Re: close STDOUT does not work, why?
by f00li5h (Chaplain) on Aug 25, 2007 at 10:08 UTC
      Hi Merlyn,

      Your example at Watching long processes through CGI (Aug 02) does not work if a person is running Apache ver 2.0 or later. I searched the web for the solution to this problem for awhile and found many references to your page and in other forums people also mentioned your example only prints out all the outputs when the Perl script finished but not while it is running. It would be helpful for others if somehow your example could be updated and include
      close STDIN;
      close STDERR;
      and reopens these standard IOs to NULL to make it work for later version of apache.
      Thanks for the reference though.

        Where are you suggesting those closes be put? perhaps as a diff/patch against the code listing or some line numbers would clarify your intent...

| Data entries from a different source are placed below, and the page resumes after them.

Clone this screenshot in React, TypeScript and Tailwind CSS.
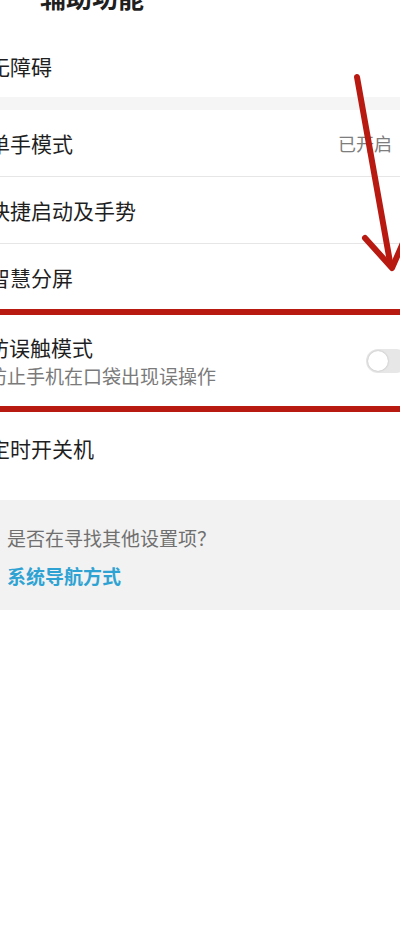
import { type ReactNode } from 'react';

const font = { fontFamily: '"Noto Sans CJK SC", "Noto Sans", sans-serif' };

function Row({ children, right, className = '' }: { children: ReactNode; right?: ReactNode; className?: string }) {
  return (
    <div className={`flex items-center pr-[8px] ${className}`}>
      <span className="-ml-[11px] text-[21px] leading-[26px] text-[#1f1f1f]">{children}</span>
      {right && <span className="ml-auto">{right}</span>}
    </div>
  );
}

function Divider() {
  return <div className="h-px bg-[#e6e6e6]" />;
}

export default function App() {
  return (
    <div className="relative h-[926px] w-[400px] overflow-hidden bg-white" style={font}>
      <div className="-mt-[20px] flex flex-col">
        {/* header, mostly scrolled off */}
        <div className="h-[36px] pl-[40px]">
          <div className="mt-[4px] text-[26px] font-bold leading-[26px] text-[#1f1f1f]">辅助功能</div>
        </div>

        <Row className="h-[81px] pt-[18px]">无障碍</Row>
        <div className="h-[13px] bg-[#f5f5f5]" />

        <Row className="h-[66px]" right={<span className="text-[18px] text-[#7d7d7d]">已开启</span>}>
          单手模式
        </Row>
        <Divider />
        <Row className="h-[66px]">快捷启动及手势</Row>
        <Divider />
        <Row className="h-[65px]">智慧分屏</Row>

        {/* highlighted row */}
        <div className="flex h-[103px] items-center border-y-[6px] border-[#b81a12]">
          <div className="-ml-[12px] flex flex-col gap-[4px]">
            <span className="text-[21px] leading-[26px] text-[#1f1f1f]">防误触模式</span>
            <span className="text-[19px] leading-[24px] text-[#7a7a7a]">防止手机在口袋出现误操作</span>
          </div>
          <div className="ml-auto -mr-[8px] flex h-[24px] w-[42px] items-center rounded-full bg-[#e7e7e7] px-[2px]">
            <div className="h-[20px] w-[20px] rounded-full bg-white shadow-[0_0_2px_rgba(0,0,0,0.25)]" />
          </div>
        </div>

        <Row className="h-[88px] !items-start pt-[23px]">定时开关机</Row>

        <div className="flex h-[110px] flex-col bg-[#f2f2f2] px-[7px] pt-[26px]">
          <span className="text-[19px] leading-[24px] text-[#6f6f6f]">是否在寻找其他设置项？</span>
          <span className="mt-[14px] text-[19px] font-bold leading-[24px] text-[#2ea3d3]">系统导航方式</span>
        </div>
      </div>

      {/* annotation arrow */}
      <svg className="pointer-events-none absolute left-0 top-0" width="400" height="926" viewBox="0 0 400 926">
        <line x1="357" y1="77" x2="390" y2="262" stroke="#b81a12" strokeWidth="6" strokeLinecap="round" />
        <polyline
          points="365,238 392,268 406,236"
          fill="none"
          stroke="#b81a12"
          strokeWidth="6"
          strokeLinecap="round"
          strokeLinejoin="round"
        />
      </svg>
    </div>
  );
}
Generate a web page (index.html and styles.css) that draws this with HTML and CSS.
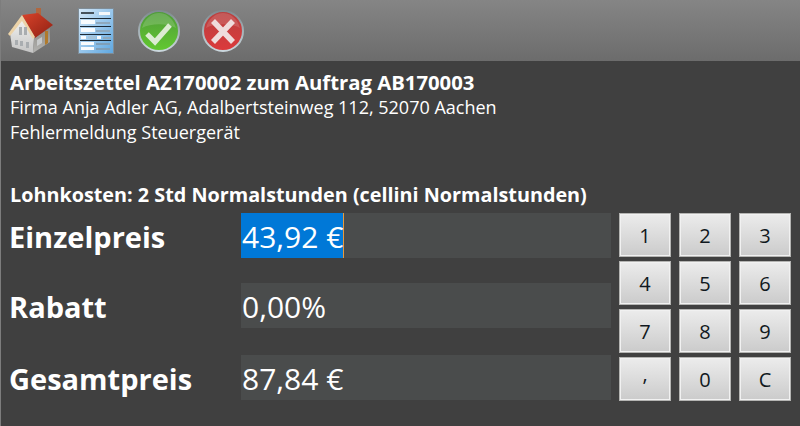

        It works as expected for me, when run as CGI in my userdir on Apache2, perhaps you're having issues with mod_perl or some other configuration issues?

        Running:

        @_=qw; ask f00li5h to appear and remain for a moment of pretend better than a lifetime;;s;;@_[map hex,split'',B204316D8C2A4516DE];;y/05/os/&print;

Re: close STDOUT does not work, why?
by MelaOS (Beadle) on Aug 25, 2007 at 03:24 UTC
    HI if you wanted it to move after three seconds, then you should change the sleep 30 to 3 instead.thanks.
      Actually the child will go on to run some long process. I put the sleep 30 there to simulate this long process. The parent print the HTML page and every time it refreshes, it will get new data from the new page that the child printed.